'''
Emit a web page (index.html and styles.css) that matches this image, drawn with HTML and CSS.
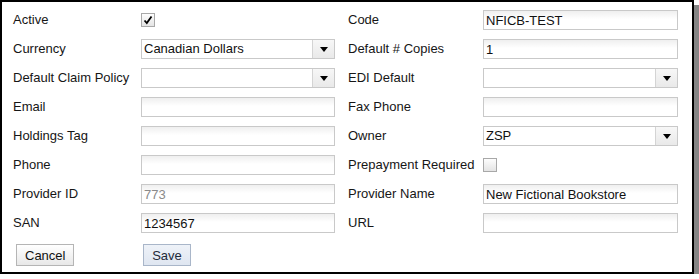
FILE: index.html
```html
<!DOCTYPE html>
<html lang="en">
<head>
    <meta charset="UTF-8">
    <meta name="viewport" content="width=device-width, initial-scale=1.0">
    <title>Provider Details</title>
    <link rel="stylesheet" href="styles.css">
</head>
<body>

    <div class="panel">
        <div class="form-grid">
            <label class="field-label">Active</label>
            <div class="field"><span class="checkbox checked"><svg width="12" height="12" viewBox="0 0 12 12"><path d="M2.5 6.5 L4.8 9 L9.5 2.5" fill="none" stroke="#000" stroke-width="1.8"/></svg></span></div>
            <label class="field-label">Code</label>
            <div class="field"><input class="text-input" type="text" value="NFICB-TEST"></div>

            <label class="field-label">Currency</label>
            <div class="field">
                <div class="select">
                    <span class="select-value">Canadian Dollars</span>
                    <span class="select-btn"><svg width="8" height="5" viewBox="0 0 8 5"><path d="M0 0 H8 L4 5 Z" fill="#000"/></svg></span>
                </div>
            </div>
            <label class="field-label">Default # Copies</label>
            <div class="field"><input class="text-input" type="text" value="1"></div>

            <label class="field-label">Default Claim Policy</label>
            <div class="field">
                <div class="select">
                    <span class="select-value"></span>
                    <span class="select-btn"><svg width="8" height="5" viewBox="0 0 8 5"><path d="M0 0 H8 L4 5 Z" fill="#000"/></svg></span>
                </div>
            </div>
            <label class="field-label">EDI Default</label>
            <div class="field">
                <div class="select">
                    <span class="select-value"></span>
                    <span class="select-btn"><svg width="8" height="5" viewBox="0 0 8 5"><path d="M0 0 H8 L4 5 Z" fill="#000"/></svg></span>
                </div>
            </div>

            <label class="field-label">Email</label>
            <div class="field"><input class="text-input" type="text" value=""></div>
            <label class="field-label">Fax Phone</label>
            <div class="field"><input class="text-input" type="text" value=""></div>

            <label class="field-label">Holdings Tag</label>
            <div class="field"><input class="text-input" type="text" value=""></div>
            <label class="field-label">Owner</label>
            <div class="field">
                <div class="select">
                    <span class="select-value">ZSP</span>
                    <span class="select-btn"><svg width="8" height="5" viewBox="0 0 8 5"><path d="M0 0 H8 L4 5 Z" fill="#000"/></svg></span>
                </div>
            </div>

            <label class="field-label">Phone</label>
            <div class="field"><input class="text-input" type="text" value=""></div>
            <label class="field-label">Prepayment Required</label>
            <div class="field"><span class="checkbox"></span></div>

            <label class="field-label">Provider ID</label>
            <div class="field"><input class="text-input readonly" type="text" value="773" readonly></div>
            <label class="field-label">Provider Name</label>
            <div class="field"><input class="text-input" type="text" value="New Fictional Bookstore"></div>

            <label class="field-label">SAN</label>
            <div class="field"><input class="text-input" type="text" value="1234567"></div>
            <label class="field-label">URL</label>
            <div class="field"><input class="text-input" type="text" value=""></div>
        </div>

        <div class="actions">
            <button class="btn btn-cancel">Cancel</button>
            <button class="btn btn-save">Save</button>
        </div>
    </div>

</body>
</html>
```

FILE: styles.css
```css
/* General Styling */
body {
    margin: 0;
    padding: 0;
    background: #fff;
    font-family: "Liberation Sans", Arial, sans-serif;
    font-size: 13px;
    color: #161616;
}

.panel {
    box-sizing: border-box;
    width: 694px;
    height: 274px;
    border: 2px solid #000;
    box-shadow: 5px 5px 0 #858585;
    padding: 8px 14px 0 11px;
}

/* Form grid */
.form-grid {
    display: grid;
    grid-template-columns: 128px 207px 135px 195px;
    grid-auto-rows: 20px;
    row-gap: 9px;
    align-items: center;
}

.field-label {
    white-space: nowrap;
    margin-top: -1px;
}

.field {
    display: flex;
    align-items: center;
    height: 20px;
}

.text-input {
    box-sizing: border-box;
    width: 194px;
    height: 20px;
    margin: 0;
    padding: 0 2px;
    border: 1px solid #c9c9c9;
    background: linear-gradient(#efefef, #fff 45%);
    font-family: "Liberation Sans", Arial, sans-serif;
    font-size: 13px;
    color: #111;
    outline: none;
}

.form-grid .field:nth-child(4n) .text-input,
.form-grid .field:nth-child(4n) .select {
    width: 195px;
}

.text-input.readonly {
    color: #8a8a8a;
}

/* Dropdowns */
.select {
    box-sizing: border-box;
    display: flex;
    width: 194px;
    height: 20px;
    border: 1px solid #c9c9c9;
    background: #fff;
}

.select-value {
    flex: 1;
    padding: 0 2px;
    line-height: 18px;
    color: #111;
}

.select-btn {
    width: 21px;
    display: flex;
    align-items: center;
    justify-content: center;
    border-left: 1px solid #d4d4d4;
    background: linear-gradient(#f7f7f7, #e9e9e9);
}

/* Checkboxes */
.checkbox {
    box-sizing: border-box;
    display: flex;
    align-items: center;
    justify-content: center;
    width: 14px;
    height: 14px;
    border: 1px solid #a8a8a8;
    background: linear-gradient(#fdfdfd, #e4e4e4);
}

/* Buttons */
.actions {
    display: flex;
    margin-top: 11px;
}

.btn {
    box-sizing: border-box;
    height: 22px;
    padding: 0 8px;
    font-family: "Liberation Sans", Arial, sans-serif;
    font-size: 13px;
    color: #111;
    border-radius: 0;
    cursor: pointer;
}

.btn-cancel {
    width: 58px;
    margin-left: 3px;
    border: 1px solid #b5b5b5;
    background: linear-gradient(#ffffff, #e8e8e8);
}

.btn-save {
    width: 48px;
    margin-left: 69px;
    border: 1px solid #a9b6c9;
    background: linear-gradient(#eef2f8, #dfe6f1);
    color: #1f2a3a;
}
```
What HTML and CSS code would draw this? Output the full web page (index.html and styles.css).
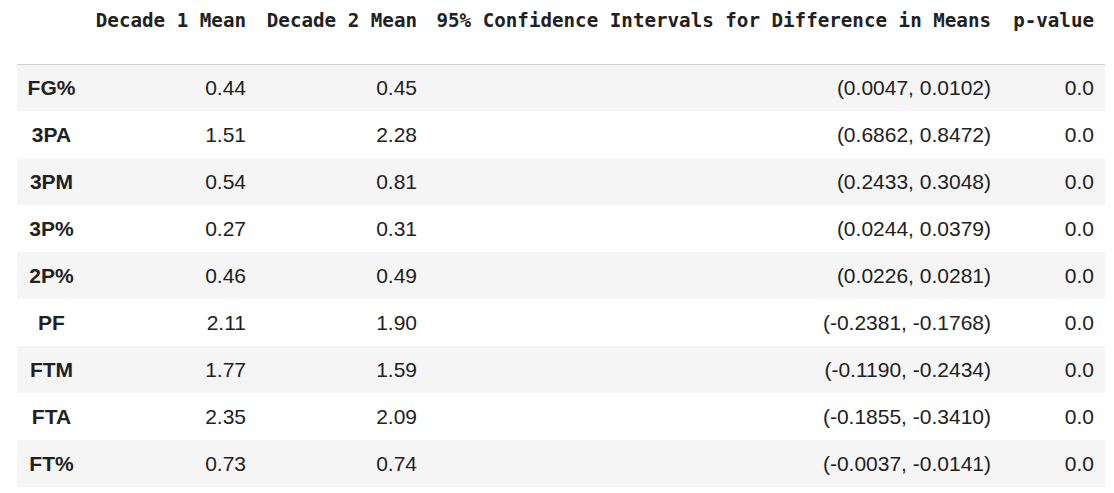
FILE: index.html
```html
<!DOCTYPE html>
<html>
<head>
<meta charset="utf-8">
<link rel="stylesheet" href="styles.css">
</head>
<body>
<div class="wrap">
<table class="df">
  <thead>
    <tr>
      <th class="c-idx"></th>
      <th class="c1">Decade 1 Mean</th>
      <th class="c2">Decade 2 Mean</th>
      <th class="c3">95% Confidence Intervals for Difference in Means</th>
      <th class="c4">p-value</th>
    </tr>
  </thead>
  <tbody>
    <tr><th>FG%</th><td>0.44</td><td>0.45</td><td>(0.0047, 0.0102)</td><td>0.0</td></tr>
    <tr><th>3PA</th><td>1.51</td><td>2.28</td><td>(0.6862, 0.8472)</td><td>0.0</td></tr>
    <tr><th>3PM</th><td>0.54</td><td>0.81</td><td>(0.2433, 0.3048)</td><td>0.0</td></tr>
    <tr><th>3P%</th><td>0.27</td><td>0.31</td><td>(0.0244, 0.0379)</td><td>0.0</td></tr>
    <tr><th>2P%</th><td>0.46</td><td>0.49</td><td>(0.0226, 0.0281)</td><td>0.0</td></tr>
    <tr><th>PF</th><td>2.11</td><td>1.90</td><td>(-0.2381, -0.1768)</td><td>0.0</td></tr>
    <tr><th>FTM</th><td>1.77</td><td>1.59</td><td>(-0.1190, -0.2434)</td><td>0.0</td></tr>
    <tr><th>FTA</th><td>2.35</td><td>2.09</td><td>(-0.1855, -0.3410)</td><td>0.0</td></tr>
    <tr><th>FT%</th><td>0.73</td><td>0.74</td><td>(-0.0037, -0.0141)</td><td>0.0</td></tr>
  </tbody>
</table>
</div>
</body>
</html>
```
FILE: styles.css
```css
html, body {
  margin: 0;
  padding: 0;
  background: #ffffff;
}
.wrap {
  padding: 0 9px 0 17px;
}
.df {
  border-collapse: collapse;
  table-layout: fixed;
  width: 1088px;
  color: #212121;
  font-family: "Liberation Sans", Arial, sans-serif;
  font-size: 21px;
}
.df thead th {
  height: 64px;
  box-sizing: border-box;
  vertical-align: top;
  padding: 9px 11px 0 0;
  text-align: right;
  font-family: "DejaVu Sans Mono", monospace;
  font-weight: bold;
  font-size: 19.2px;
  line-height: 24px;
  white-space: nowrap;
  border-bottom: 1px solid #d2d2d2;
}
.df .c-idx { width: 69px; }
.df .c1 { width: 171px; }
.df .c2 { width: 171px; }
.df .c3 { width: 574px; }
.df .c4 { width: 103px; }
.df tbody tr {
  height: 47px;
}
.df tbody tr:nth-child(odd) {
  background: #f5f5f5;
}
.df tbody th {
  text-align: center;
  font-weight: bold;
  padding: 0;
  vertical-align: middle;
}
.df tbody td {
  text-align: right;
  padding: 0 11px 0 0;
  vertical-align: middle;
  white-space: nowrap;
}
```
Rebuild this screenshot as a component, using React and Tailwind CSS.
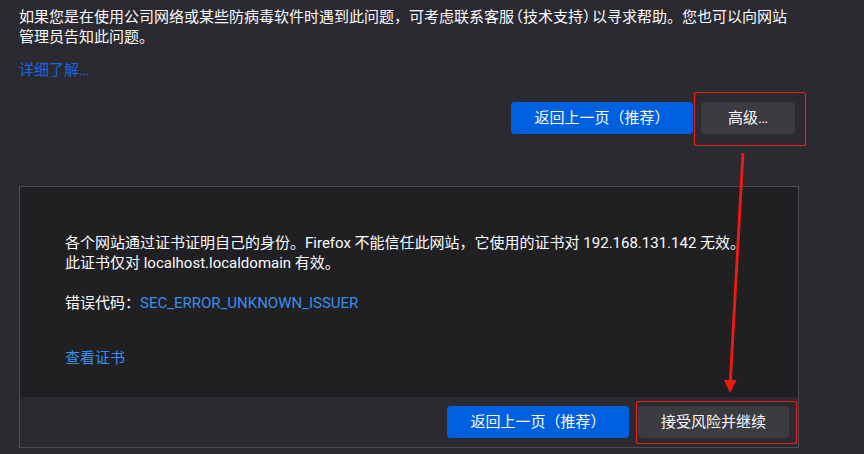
import React from 'react';

const FONT = { fontFamily: 'Roboto, "Noto Sans CJK SC", sans-serif' };

const Button = ({ primary, className = '', children }) => (
  <button
    className={`h-8 rounded-[4px] text-[15px] text-[#fbfbfe] flex items-center justify-center ${
      primary ? 'bg-[#0061e0]' : 'bg-[#3c3b41]'
    } ${className}`}
  >
    {children}
  </button>
);

// red annotation drawn over the screenshot
const Annotation = () => (
  <svg className="absolute inset-0 pointer-events-none" width="864" height="454" viewBox="0 0 864 454">
    <rect x="694.5" y="92.5" width="111" height="53" rx="2" fill="none" stroke="#e8201a" strokeWidth="1.2" />
    <rect x="636.5" y="401.5" width="160" height="42" rx="2" fill="none" stroke="#e8201a" strokeWidth="1.2" />
    <line x1="743" y1="153" x2="730.3" y2="382" stroke="#f01a12" strokeWidth="2.8" />
    <polygon points="724,380 736.5,380 730,393" fill="#f01a12" />
  </svg>
);

export default function App() {
  return (
    <div className="relative w-[864px] h-[454px] overflow-hidden bg-[#2b2a31] text-[15px] leading-[20px] text-[#fbfbfe]" style={FONT}>
      <div className="w-[780px] ml-[19px] pt-[7px]">
        <p className="whitespace-nowrap">
          如果您是在使用公司网络或某些防病毒软件时遇到此问题，可考虑联系客服<span className="ml-[1.5px] [font-feature-settings:'halt']">（</span>技术支持<span className="mr-[1.5px] [font-feature-settings:'halt']">）</span>以寻求帮助。您也可以向网站
          <br />
          管理员告知此问题。
        </p>
        <p className="mt-[13px] text-[#1b63e0]">详细了解…</p>

        <div className="flex justify-end gap-2 mt-[22px] pr-[4px]">
          <Button primary className="w-[182px]">返回上一页（推荐）</Button>
          <Button className="w-[94px]">高级…</Button>
        </div>

        {/* 高级面板 */}
        <div className="mt-[52px] border border-[#4c4b52] bg-[#202023]">
          <div className="pl-[45px] pt-[46px] pb-[29px]">
            <p className="whitespace-nowrap">
              各个网站通过证书证明自己的身份。Firefox 不能信任此网站，它使用的证书对 192.168.131.142 无效。
              <br />
              此证书仅对 localhost.localdomain 有效。
            </p>
            <p className="mt-[20px]">
              错误代码：<span className="text-[#3a8eea]">SEC_ERROR_UNKNOWN_ISSUER</span>
            </p>
            <p className="mt-[35px] text-[#3a8eea]">查看证书</p>
          </div>
          <div className="bg-[#2b2a31] h-[50px] flex items-center justify-end gap-[9px] pr-[9px]">
            <Button primary className="w-[182px]">返回上一页（推荐）</Button>
            <Button className="w-[151px]">接受风险并继续</Button>
          </div>
        </div>
      </div>
      <Annotation />
    </div>
  );
}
'''
-- Objective --
Identify lines with the string "page". Copy each one.

-- Reply --
Emit a web page (index.html and styles.css) that matches this image, drawn with HTML and CSS.
What HTML and CSS code would draw this? Output the full web page (index.html and styles.css).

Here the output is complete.